Why: Founders and small teams told me they wanted a tool that works immediately, not one they need to hire someone to configure.
Design system baked into code
Visual patterns, spacing, and components were defined once and implemented directly in the frontend, with no separate design-dev translation layer.
Why: As a small founding team, consistency had to be automatic. A shared component approach kept the UI cohesive as the product grew.
Beta-first launch
Shipped early access with a focused landing page and waitlist rather than waiting for a feature-complete v1.
Why: Real usage data and sign-up momentum matter more than a perfect feature matrix. Beta let us validate positioning before scaling backend infrastructure.
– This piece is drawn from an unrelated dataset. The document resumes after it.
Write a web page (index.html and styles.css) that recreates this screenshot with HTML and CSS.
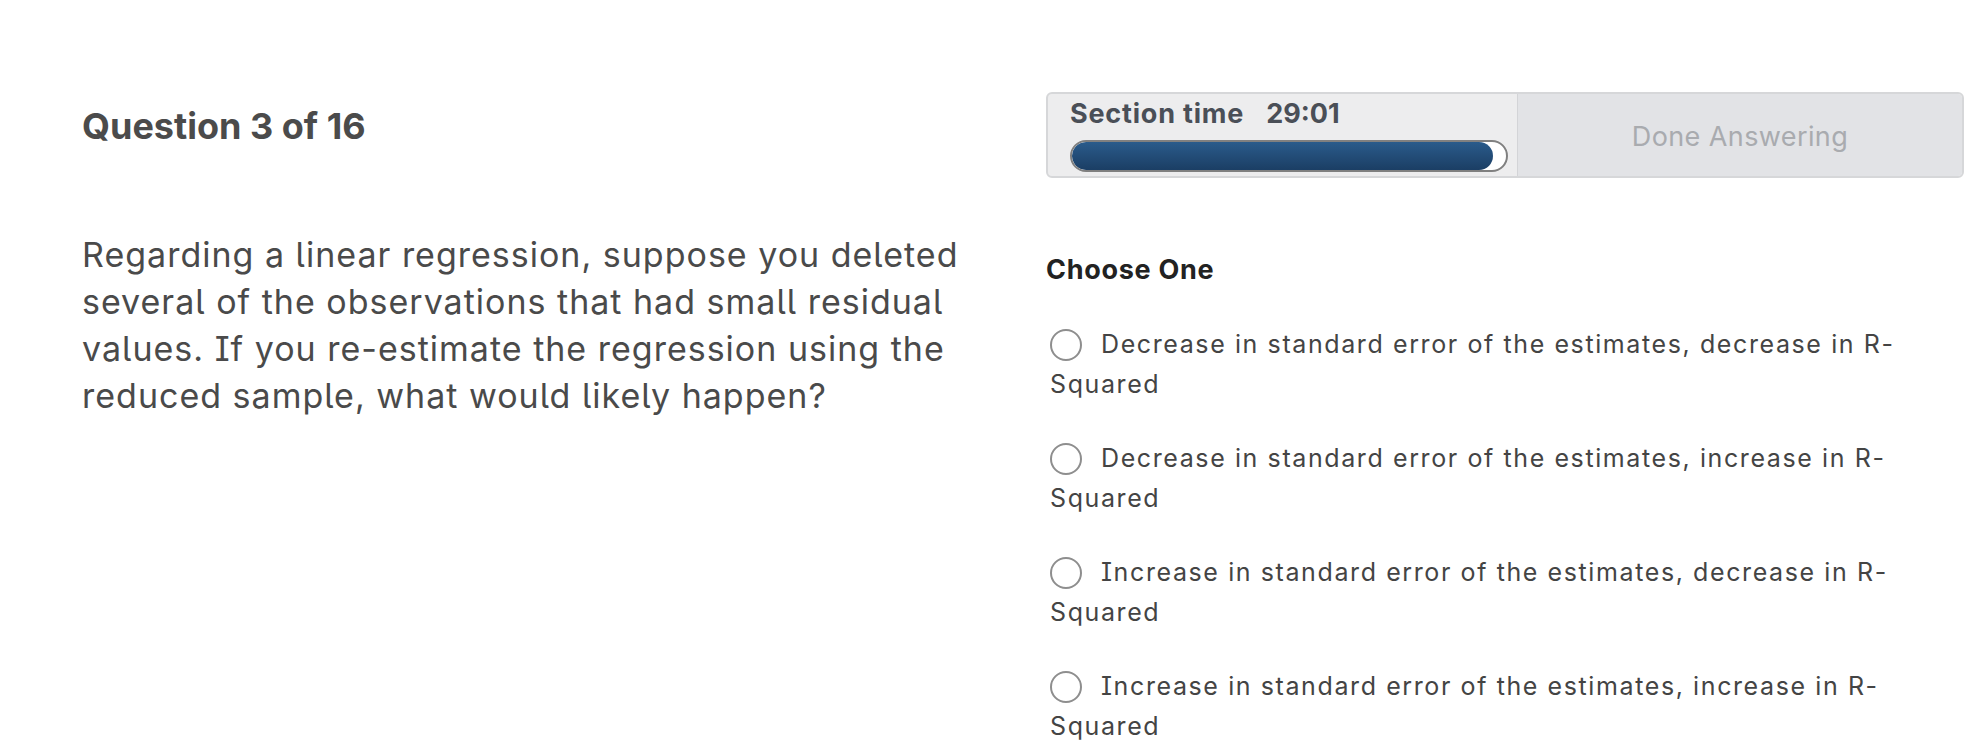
FILE: index.html
```html
<!DOCTYPE html>
<html lang="en">
<head>
<meta charset="utf-8">
<title>Question 3 of 16</title>
<link rel="stylesheet" href="styles.css">
</head>
<body>
<main class="page">
  <section class="left">
    <h1 class="q-title">Question 3 of 16</h1>
    <p class="q-text">Regarding a linear regression, suppose you deleted several of the observations that had small residual values. If you re-estimate the regression using the reduced sample, what would likely happen?</p>
  </section>
  <section class="right">
    <div class="toolbar">
      <div class="timer">
        <div class="timer-label"><span class="tl-name">Section time</span><span class="tl-value">29:01</span></div>
        <div class="progress"><div class="progress-fill" style="width: 97%"></div></div>
      </div>
      <button class="done-btn" disabled>Done Answering</button>
    </div>
    <h2 class="choose">Choose One</h2>
    <ul class="options">
      <li class="option"><span class="radio"></span>Decrease in standard error of the estimates, decrease in R-Squared</li>
      <li class="option"><span class="radio"></span>Decrease in standard error of the estimates, increase in R-Squared</li>
      <li class="option"><span class="radio"></span>Increase in standard error of the estimates, decrease in R-Squared</li>
      <li class="option"><span class="radio"></span>Increase in standard error of the estimates, increase in R-Squared</li>
    </ul>
  </section>
</main>
</body>
</html>
```

FILE: styles.css
```css
html, body {
  margin: 0;
  padding: 0;
  background: #ffffff;
}
body {
  font-family: "Inter", "Noto Sans", "Liberation Sans", sans-serif;
  font-feature-settings: "cv05", "cv08";
  color: #4a4a4a;
}
.page {
  display: flex;
  gap: 64px;
  padding: 92px 22px 0 82px;
}
.left {
  width: 900px;
  flex: none;
}
.q-title {
  margin: 12px 0 0;
  font-size: 36px;
  line-height: 44px;
  font-weight: 700;
  color: #4b4b4b;
}
.q-text {
  margin: 83px 0 0;
  font-size: 34px;
  line-height: 47px;
  font-weight: 400;
  letter-spacing: 1px;
  color: #4a4a4a;
}
.right {
  flex: 1;
  min-width: 0;
}
.toolbar {
  display: flex;
  height: 86px;
  box-sizing: border-box;
  border: 2px solid #d6d7d9;
  border-radius: 6px;
  overflow: hidden;
  background: #ededee;
}
.timer {
  width: 469px;
  box-sizing: border-box;
  padding: 4px 10px 0 22px;
  display: flex;
  flex-direction: column;
}
.timer-label {
  font-size: 27px;
  line-height: 32px;
  font-weight: 700;
  color: #4a4f57;
  display: flex;
  gap: 22px;
}
.tl-name {
  letter-spacing: 0.8px;
}
.progress {
  margin-top: 10px;
  width: 438px;
  height: 32px;
  box-sizing: border-box;
  border: 2px solid #808080;
  border-radius: 16px;
  background: #ffffff;
  overflow: hidden;
}
.progress-fill {
  height: 100%;
  border-radius: 14px;
  background: linear-gradient(#2a5b8b, #1b3e64);
}
.done-btn {
  flex: 1;
  margin: 0;
  border: none;
  border-left: 1px solid #d3d4d7;
  border-radius: 0 4px 4px 0;
  background: #e2e3e6;
  font-family: inherit;
  font-size: 27px;
  font-weight: 400;
  letter-spacing: 0.4px;
  color: #a9abaf;
  padding: 2px 0 0;
}
.choose {
  margin: 76px 0 0;
  font-size: 27px;
  line-height: 32px;
  font-weight: 700;
  letter-spacing: 0.7px;
  color: #222222;
}
.options {
  list-style: none;
  margin: 38px 0 0;
  padding: 0;
  width: 880px;
}
.option {
  font-size: 25px;
  line-height: 40px;
  letter-spacing: 1.6px;
  color: #444444;
  margin-bottom: 34px;
  padding-left: 4px;
}
.radio {
  display: inline-block;
  width: 32px;
  height: 32px;
  box-sizing: border-box;
  border: 2px solid #8e8e8e;
  border-radius: 50%;
  background: #ffffff;
  vertical-align: -8px;
  margin: 0 19px 0 0;
}
```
From Figma flows to production UI
Targe is where my product design and frontend skills converge. I designed the interaction model and visual language in Figma, then implemented the desktop experience in React with TailwindCSS. My co-founder built the backend that powers workspaces, tasks, and collaboration behind the scenes.
Key surfaces include the marketing site, early-access funnel, workspace setup, cross-project task management, sprint progress views, and collaboration touchpoints. Each was designed as a reusable component, not a one-off screen.
- Responsive marketing site with clear conversion path to early access
- Component-based frontend architecture for scalable UI iteration
- Landing page copy and structure tested against user type segments
- Performance-conscious layouts with fast load and minimal visual noise
Live product, early traction, clear next steps
Targe is live at targe.app and accepting early access applications. The product has moved from concept to a functioning beta with real users managing real work.
Early signals validate the core thesis: teams want a calmer, faster alternative to bloated project tools. Onboarding stays under two hours on average, and beta users have already managed 10,000+ tasks on the platform.
What's next: completing remaining frontend flows, deepening backend integration, and moving toward a closed beta before MVP 1 launch. The design foundation and frontend architecture are in place. The focus now is hardening flows and preparing for scale as a team.